A NEWLY DISCOVERED SHEETED DIKE COMPLEX ON THE WESTERN MARGIN OF THE IRON MOUNTAIN PERIDOTITE, WITHIN EASTERN ELK OUTLIER OF THE WESTERN KLAMATH TERRANE, SOUTHWESTERN OREGON
A 300 m east-to-west traverse reveals vertically faulted, variably serpentinized cumulate ultramafics, diabase dikes cutting gabbro, and mafic schist. The cumulate ultramafics contain primary augite, opaques, serpentine pseudomorphs, and secondary uralite, tremolite, chlorite and prehnite. The gabbro contains augite, brown hornblende, plagioclase altered to epidote(?) opaques, secondary actinolite, tremolite, and rare serpentine. Diabase dikes cut gabbro, are roughly parallel (ca. N25°E, 75°E) and contain plagioclase altered to albite, and secondary uralite, epidote, and sphene. A steep foliation in the mafic rocks increases in intensity to the west where gabbro is absent. Here, the rocks are chlorite-actinolite schists consisting of aligned albitized plagioclase, uralite, and chlorite, with minor epidote, sphene and opaques. The presence of a chilled margin in the schist and its similarity in mineralogy and texture to a deformed dike cutting gabbro suggest that the schists are deformed sheeted dikes.
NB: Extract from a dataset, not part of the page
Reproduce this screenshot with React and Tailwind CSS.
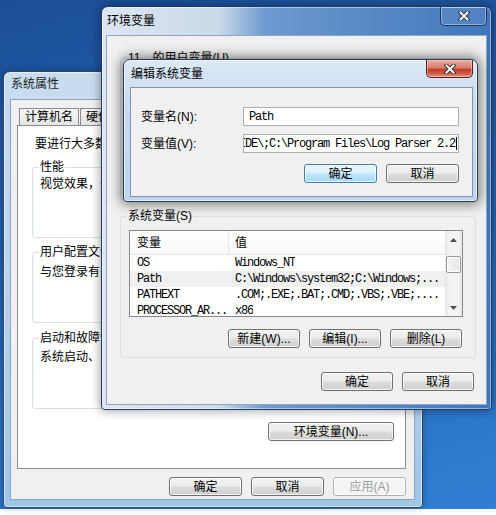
import React from 'react';

const F = "font-['Liberation_Sans','Noto_Sans_CJK_SC',sans-serif]";
const MONO = "font-['Liberation_Mono','Noto_Sans_CJK_SC',monospace] text-[12px] tracking-[-1.2px]";

// 标题栏关闭按钮里的 X
function XGlyph() {
  return (
    <svg width="12" height="10" viewBox="0 0 12 10">
      <path d="M2.5 1.5 L9.5 8.5 M9.5 1.5 L2.5 8.5" stroke="#1f2a36" strokeWidth="3.8" strokeLinecap="square" />
      <path d="M2.5 1.5 L9.5 8.5 M9.5 1.5 L2.5 8.5" stroke="#ffffff" strokeWidth="2" strokeLinecap="square" />
    </svg>
  );
}

function Arrow({ up }) {
  return (
    <svg width="7" height="4" viewBox="0 0 7 4">
      <path d={up ? "M0 4 L3.5 0 L7 4 Z" : "M0 0 L3.5 4 L7 0 Z"} fill="#4d4d4d" />
    </svg>
  );
}

function Btn({ children, className = '', focus = false, disabled = false }) {
  let skin = "border-[#707070] bg-[linear-gradient(180deg,#f2f2f2_0%,#ebebeb_48%,#dddddd_52%,#cfcfcf_100%)] text-black";
  if (focus) skin = "border-[#3c7fb1] bg-[linear-gradient(180deg,#eaf6fd_0%,#d9f0fc_48%,#bee6fd_52%,#a7d9f5_100%)] text-black";
  if (disabled) skin = "border-[#adb2b5] bg-[#f4f4f4] text-[#9d9d9d]";
  return (
    <div className={`h-[19px] shrink-0 rounded-[3px] border flex items-center justify-center text-[12px] leading-none shadow-[inset_0_0_0_1px_rgba(255,255,255,0.75)] ${skin} ${className}`}>
      {children}
    </div>
  );
}

function Group({ label, children, className = '' }) {
  return (
    <fieldset className={`border border-[#d5dfe5] rounded-[3px] px-[6px] min-w-0 ${className}`}>
      <legend className="px-[1px] leading-[14px] whitespace-nowrap">{label}</legend>
      {children}
    </fieldset>
  );
}

const rows = [
  ['OS', 'Windows_NT'],
  ['Path', 'C:\\Windows\\system32;C:\\Windows;...'],
  ['PATHEXT', '.COM;.EXE;.BAT;.CMD;.VBS;.VBE;....'],
  ['PROCESSOR_AR...', 'x86'],
];

const pathValue = 'IDE\\;C:\\Program Files\\Log Parser 2.2';

export default function App() {
  return (
    <div className={`w-[496px] h-[515px] bg-white overflow-hidden text-[12px] leading-[14px] text-black ${F}`}>
      <div className="relative h-[509px] bg-[linear-gradient(165deg,#1b4e98_0%,#2361b0_45%,#2f7fd4_100%)]">

        {/* 系统属性 */}
        <div className="absolute left-[3px] top-[71px] w-[420px] h-[437px] flex flex-col rounded-t-[7px] rounded-b-[4px] border border-[#34496a] bg-[linear-gradient(180deg,#c9dcf0_0%,#b8d1ea_55%,#9fc6e8_100%)] pl-[6px] pr-[7px] pb-[7px] shadow-[inset_0_0_0_1px_rgba(255,255,255,0.5),0_0_6px_rgba(0,0,0,0.3)]">
          <div className="h-[27px] shrink-0 flex items-center pl-[1px] pb-[3px] text-[#1e1e1e]">系统属性</div>
          <div className="flex-1 flex flex-col border border-[#8ea4bf] bg-[#f0f0f0] pl-[6px] pr-[8px] pt-[8px]">
            <div className="flex gap-[1px] ml-[2px] h-[17px]">
              <div className="w-[60px] border border-b-0 border-[#898c95] bg-[linear-gradient(180deg,#f6f6f6,#e5e5e5)] flex items-center justify-center">计算机名</div>
              <div className="w-[36px] border border-b-0 border-[#898c95] bg-[linear-gradient(180deg,#f6f6f6,#e5e5e5)] flex items-center justify-center">硬件</div>
              <div className="w-[36px] border border-b-0 border-[#898c95] bg-white flex items-center justify-center">高级</div>
              <div className="w-[60px] border border-b-0 border-[#898c95] bg-[linear-gradient(180deg,#f6f6f6,#e5e5e5)] flex items-center justify-center">系统保护</div>
              <div className="w-[36px] border border-b-0 border-[#898c95] bg-[linear-gradient(180deg,#f6f6f6,#e5e5e5)] flex items-center justify-center">远程</div>
            </div>
            <div className="h-[344px] border border-[#898c95] bg-white flex flex-col pl-[14px] pr-[10px] pt-[11px]">
              <div className="pl-[3px] whitespace-nowrap">要进行大多数更改，您必须作为管理员登录。</div>
              <Group label="性能" className="mt-[9px]">
                <div className="h-[63px] pt-[3px] pl-[1px] whitespace-nowrap">视觉效果，处理器计划，内存使用，以及虚拟内存</div>
              </Group>
              <Group label="用户配置文件" className="mt-[7px]">
                <div className="h-[63px] pt-[6px] pl-[1px] whitespace-nowrap">与您登录有关的桌面设置</div>
              </Group>
              <Group label="启动和故障恢复" className="mt-[8px]">
                <div className="h-[63px] pt-[5px] pl-[1px] whitespace-nowrap">系统启动、系统失败和调试信息</div>
              </Group>
              <div className="mt-[13px] flex justify-end pr-[1px]">
                <Btn className="w-[126px]">环境变量(N)...</Btn>
              </div>
            </div>
            <div className="mt-[8px] flex justify-end gap-[9px]">
              <Btn className="w-[73px]">确定</Btn>
              <Btn className="w-[73px]">取消</Btn>
              <Btn className="w-[73px]" disabled>应用(A)</Btn>
            </div>
          </div>
        </div>

        {/* 环境变量 */}
        <div className="absolute left-[101px] top-[6px] w-[391px] h-[404px] flex flex-col rounded-t-[7px] rounded-b-[4px] border border-[#1f3c66] bg-[linear-gradient(90deg,#dde6f0_0%,#cbd9e9_30%,#6d9ad0_42%,#3f76bb_100%)] px-[4px] pb-[4px] shadow-[inset_0_0_0_1px_rgba(255,255,255,0.45),0_0_8px_2px_rgba(0,0,0,0.3)]">
          <div className="h-[28px] shrink-0 flex items-center pl-[1px]">环境变量</div>
          <div className="absolute right-[4px] top-0 w-[47px] h-[19px] flex items-center justify-center rounded-b-[5px] border border-t-0 border-[#1c3b66] bg-[rgba(255,255,255,0.08)] shadow-[inset_0_0_0_1px_rgba(190,215,245,0.55)]">
            <XGlyph />
          </div>
          <div className="flex-1 flex flex-col border border-[#8fa6c1] bg-[#f0f0f0] pl-[13px] pr-[10px] pt-[15px]">
            <Group label="11　的用户变量(U)">
              <div className="h-[134px]" />
            </Group>
            <Group label="系统变量(S)" className="mt-[9px]">
              <div className="pl-[2px] pr-[6px] pt-[7px] pb-[9px]">
                <div className="h-[87px] border border-[#828790] bg-white flex overflow-hidden">
                  <div className="flex-1 min-w-0 flex flex-col overflow-hidden">
                    <div className="h-[24px] shrink-0 flex border-b border-[#e5e5e5] bg-[linear-gradient(180deg,#ffffff,#f7f8fa)]">
                      <div className="w-[99px] shrink-0 flex items-center pl-[7px] border-r border-[#e3e8ee]">变量</div>
                      <div className="flex items-center pl-[6px]">值</div>
                    </div>
                    {rows.map(([name, value], i) => (
                      <div key={name} className={`h-[16px] shrink-0 flex items-center whitespace-nowrap ${MONO} ${i === 1 ? 'bg-[#f0f0f0]' : ''}`}>
                        <div className="w-[99px] shrink-0 pl-[7px] overflow-hidden">{name}</div>
                        <div className="pl-[6px] overflow-hidden">{value}</div>
                      </div>
                    ))}
                  </div>
                  <div className="w-[17px] shrink-0 flex flex-col bg-[linear-gradient(90deg,#e6e6e6,#f4f4f4_25%,#f4f4f4_75%,#e6e6e6)]">
                    <div className="h-[17px] flex items-center justify-center"><Arrow up /></div>
                    <div className="flex-1">
                      <div className="mt-[8px] mx-[1px] h-[17px] rounded-[2px] border border-[#979797] bg-[linear-gradient(90deg,#f5f5f5,#e6e6e6)] shadow-[inset_0_0_0_1px_#ffffff]" />
                    </div>
                    <div className="h-[17px] flex items-center justify-center"><Arrow /></div>
                  </div>
                </div>
                <div className="mt-[12px] flex justify-end gap-[9px] pr-[1px]">
                  <Btn className="w-[72px]">新建(W)...</Btn>
                  <Btn className="w-[72px]">编辑(I)...</Btn>
                  <Btn className="w-[72px]">删除(L)</Btn>
                </div>
              </div>
            </Group>
            <div className="mt-[14px] flex justify-end gap-[9px] pr-[2px]">
              <Btn className="w-[72px]">确定</Btn>
              <Btn className="w-[72px]">取消</Btn>
            </div>
          </div>
        </div>

        {/* 编辑系统变量 */}
        <div className="absolute left-[123px] top-[59px] w-[355px] h-[143px] flex flex-col rounded-t-[7px] rounded-b-[4px] border border-[#2a3c55] bg-[linear-gradient(180deg,#dde9f6_0%,#c7dcf1_30%,#bcd5ee_100%)] pl-[6px] pr-[4px] pb-[4px] shadow-[inset_0_0_0_1px_rgba(255,255,255,0.6),0_0_12px_3px_rgba(0,0,0,0.45)]">
          <div className="h-[27px] shrink-0 flex items-center pl-[1px]">编辑系统变量</div>
          <div className="absolute right-[4px] top-0 w-[47px] h-[18px] flex items-center justify-center rounded-b-[5px] border border-t-0 border-[#5a1f17] bg-[linear-gradient(180deg,#eab0a2_0%,#d97c6c_45%,#c23f2c_55%,#cc5a45_80%,#e39a86_100%)] shadow-[inset_0_0_0_1px_rgba(255,220,210,0.5)]">
            <XGlyph />
          </div>
          <div className="flex-1 flex flex-col border border-[#8195b0] bg-[#f0f0f0] pl-[10px] pr-[13px] pt-[19px]">
            <div className="flex items-center">
              <div className="w-[102px] shrink-0">变量名(N):</div>
              <div className={`w-[218px] h-[19px] border border-[#abadb3] bg-white flex items-center pl-[5px] ${MONO}`}>Path</div>
            </div>
            <div className="flex items-center mt-[8px]">
              <div className="w-[102px] shrink-0">变量值(V):</div>
              <div className={`w-[218px] h-[19px] border border-[#abadb3] bg-white flex items-center justify-end overflow-hidden whitespace-nowrap pr-[1px] ${MONO}`}>
                <span>{pathValue}</span>
                <span className="w-[1px] h-[13px] bg-black shrink-0 ml-[1px]" />
              </div>
            </div>
            <div className="mt-[11px] flex justify-end gap-[9px]">
              <Btn className="w-[73px] shadow-[0_0_3px_rgba(60,160,230,0.7)]" focus>确定</Btn>
              <Btn className="w-[73px]">取消</Btn>
            </div>
          </div>
        </div>
      </div>
    </div>
  );
}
Geochemical analysis of two samples reveals that dike I, which cuts gabbro, is LREE-depleted, plots in the island arc tholeiite (IAT) field on Ti vs V, Cr vs Y, and Th/Yb vs Ta/Yb diagrams. The dike has IAT affinity. Schist P is LREE-enriched, has higher REE concentrations, plots in the MORB field on a Ti vs V diagram, within the IAT field on a Th/Yb vs Ta/Yb diagram, and is a transitional IAT-MORB derived from more enriched mantle than dike I. The rocks are part of a suprasubduction zone ophiolite and are geochemically and petrographically very similar to the two types of intrusives from the JO.